─── Data shown
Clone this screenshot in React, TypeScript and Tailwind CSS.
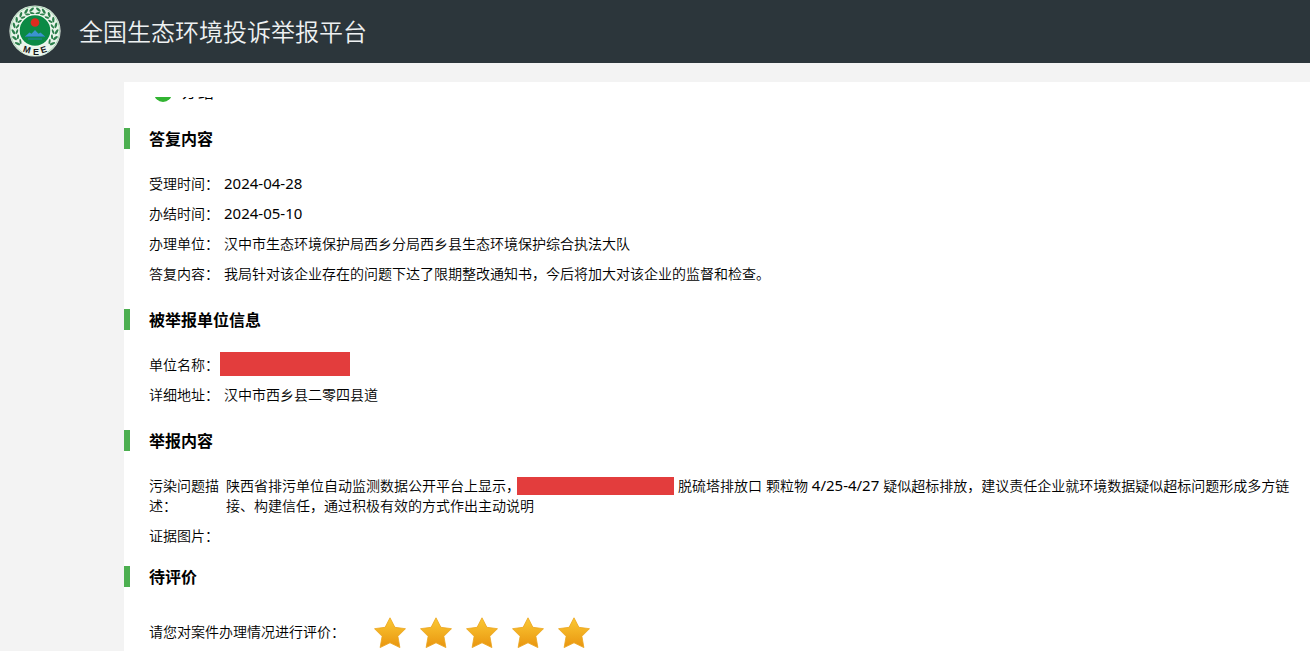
import type { ReactNode } from "react";

const leafAngles = [-126, -109, -92, -75, -58, -41, -24, -9, 9, 24, 41, 58, 75, 92, 109, 126];

function Emblem() {
  return (
    <svg viewBox="0 0 52 52" className="size-13 shrink-0" role="img" aria-label="MEE">
      <circle cx="26" cy="26" r="25.6" fill="#e9f4ea" />
      <circle cx="26" cy="26" r="24.6" fill="none" stroke="#7dbd8e" strokeWidth="0.6" />
      {leafAngles.map((a) => (
        <g key={a} transform={`rotate(${a} 26 26)`} fill="#2b7f4b">
          <ellipse cx="26" cy="4.4" rx="2.9" ry="1.2" transform={`rotate(${a > 0 ? 32 : -32} 26 4.4)`} />
          <ellipse cx="26" cy="8" rx="2.5" ry="1" transform={`rotate(${a > 0 ? -26 : 26} 26 8)`} />
        </g>
      ))}
      <circle cx="26" cy="25.5" r="16.4" fill="#f4faf4" />
      <circle cx="26" cy="25.5" r="15.3" fill="#0b8a45" />
      <circle cx="26" cy="17.5" r="4.3" fill="#dd2c1f" />
      <path d="M16.5 31l4-3.4 2 1.2 3.5-3.8 3.5 3.8 2-1.2 4 3.4z" fill="#3b93cf" />
      <path d="M16 31.6h20M19 34h14" stroke="#2b80b4" strokeWidth="0.9" />
      <path d="M11 41q15 6 30 0l-3 7q-12 6-24 0z" fill="#eef7ef" />
      <g fontFamily="Liberation Sans, sans-serif" fontSize="9" fontWeight="700" fill="#1a1a1a" textAnchor="middle">
        <text x="17" y="47.5" transform="rotate(16 17 47.5)">M</text>
        <text x="27" y="49.5">E</text>
        <text x="35.5" y="47.5" transform="rotate(-18 35.5 47.5)">E</text>
      </g>
    </svg>
  );
}

function Star({ n }: { n: number }) {
  return (
    <button type="button" aria-label={`${n}星`} className="size-8">
      <svg viewBox="0 0 32 32" className="size-8">
        <defs>
          <linearGradient id={`star${n}`} x1="0" y1="0" x2="0" y2="1">
            <stop offset="0" stopColor="#fbc934" />
            <stop offset="1" stopColor="#e9950f" />
          </linearGradient>
        </defs>
        <path
          d="M16 .8l4.9 9.5 10.6 1.4-7.6 7.6 2 11.3L16 25.8l-9.9 4.8 2-11.3L.5 11.7l10.6-1.4z"
          fill={`url(#star${n})`}
          stroke="#eba51e"
          strokeWidth="0.8"
          strokeLinejoin="round"
        />
      </svg>
    </button>
  );
}

function Heading({ children }: { children: ReactNode }) {
  return (
    <h2 className="flex items-center text-base leading-[21px] font-bold text-black">
      <span className="mr-[19px] h-[21px] w-1.5 shrink-0 bg-[#4caf50]" />
      {children}
    </h2>
  );
}

function Row({ label, children }: { label: string; children?: ReactNode }) {
  return (
    <div className="flex">
      <dt className="w-[75px] shrink-0">{label}</dt>
      <dd className="flex-1">{children}</dd>
    </div>
  );
}

function Latin({ children }: { children: ReactNode }) {
  return <span className="font-['Noto_Sans',sans-serif] text-[15px] leading-none font-normal">{children}</span>;
}

export default function App() {
  return (
    <div className="flex h-screen flex-col overflow-hidden bg-[#f3f3f3] font-['Noto_Sans_CJK_SC',sans-serif] text-sm leading-5 font-[350] text-black">
      <header className="flex h-[63px] shrink-0 items-center gap-[18px] bg-[#2c363b] px-[9px] pb-0.5">
        <Emblem />
        <h1 className="text-2xl font-[350] text-[#eef1f2]">全国生态环境投诉举报平台</h1>
      </header>
      <main className="ml-31 mt-[19px] min-h-0 flex-1 overflow-hidden bg-white pt-[15px]">
        <div className="flex h-[5px] items-end gap-2.5 overflow-hidden pl-[30px]">
          <span className="size-[18px] shrink-0 rounded-full bg-[#32b432]" />
          <span className="text-base leading-[22px]">办结</span>
        </div>

        <section className="mt-[26px]">
          <Heading>答复内容</Heading>
          <dl className="mt-6 flex flex-col gap-2.5 pl-[25px] pr-4">
            <Row label="受理时间："><Latin>2024-04-28</Latin></Row>
            <Row label="办结时间："><Latin>2024-05-10</Latin></Row>
            <Row label="办理单位：">汉中市生态环境保护局西乡分局西乡县生态环境保护综合执法大队</Row>
            <Row label="答复内容：">我局针对该企业存在的问题下达了限期整改通知书，今后将加大对该企业的监督和检查。</Row>
          </dl>
        </section>

        <section className="mt-[26px]">
          <Heading>被举报单位信息</Heading>
          <dl className="mt-6 flex flex-col gap-2.5 pl-[25px] pr-4">
            <div className="flex h-5 items-center">
              <dt className="w-[71px] shrink-0">单位名称：</dt>
              <dd className="h-6 w-[130px] bg-[#e33d3d]" />
            </div>
            <Row label="详细地址：">汉中市西乡县二零四县道</Row>
          </dl>
        </section>

        <section className="mt-[26px]">
          <Heading>举报内容</Heading>
          <dl className="mt-6 flex flex-col gap-2.5 pl-[25px] pr-4">
            <div className="flex gap-[7px]">
              <dt className="w-[70px] shrink-0">污染问题描述：</dt>
              <dd className="flex-1">
                陕西省排污单位自动监测数据公开平台上显示，
                <span className="mt-0.5 mr-1 -ml-[3px] inline-block h-[18px] w-[157px] bg-[#e33d3d] align-top" />
                脱硫塔排放口<Latin> </Latin>颗粒物<Latin> 4/25-4/27 </Latin>疑似超标排放，建议责任企业就环境数据疑似超标问题形成多方链接、构建信任，通过积极有效的方式作出主动说明
              </dd>
            </div>
            <Row label="证据图片：" />
          </dl>
        </section>

        <section className="mt-[21px]">
          <Heading>待评价</Heading>
          <div className="mt-[30px] flex items-center pl-[25px]">
            <p className="w-[225px] shrink-0 pb-1">请您对案件办理情况进行评价：</p>
            <div className="flex gap-3.5">
              {[1, 2, 3, 4, 5].map((n) => (
                <Star key={n} n={n} />
              ))}
            </div>
          </div>
        </section>
      </main>
    </div>
  );
}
──────
Exercise: Copy exactly the lines running from the beginning of the listing through the line that has "92, 109, 126];". Drop the pictures.

Solution:
Clone this screenshot in React, TypeScript and Tailwind CSS.
import type { ReactNode } from "react";

const leafAngles = [-126, -109, -92, -75, -58, -41, -24, -9, 9, 24, 41, 58, 75, 92, 109, 126];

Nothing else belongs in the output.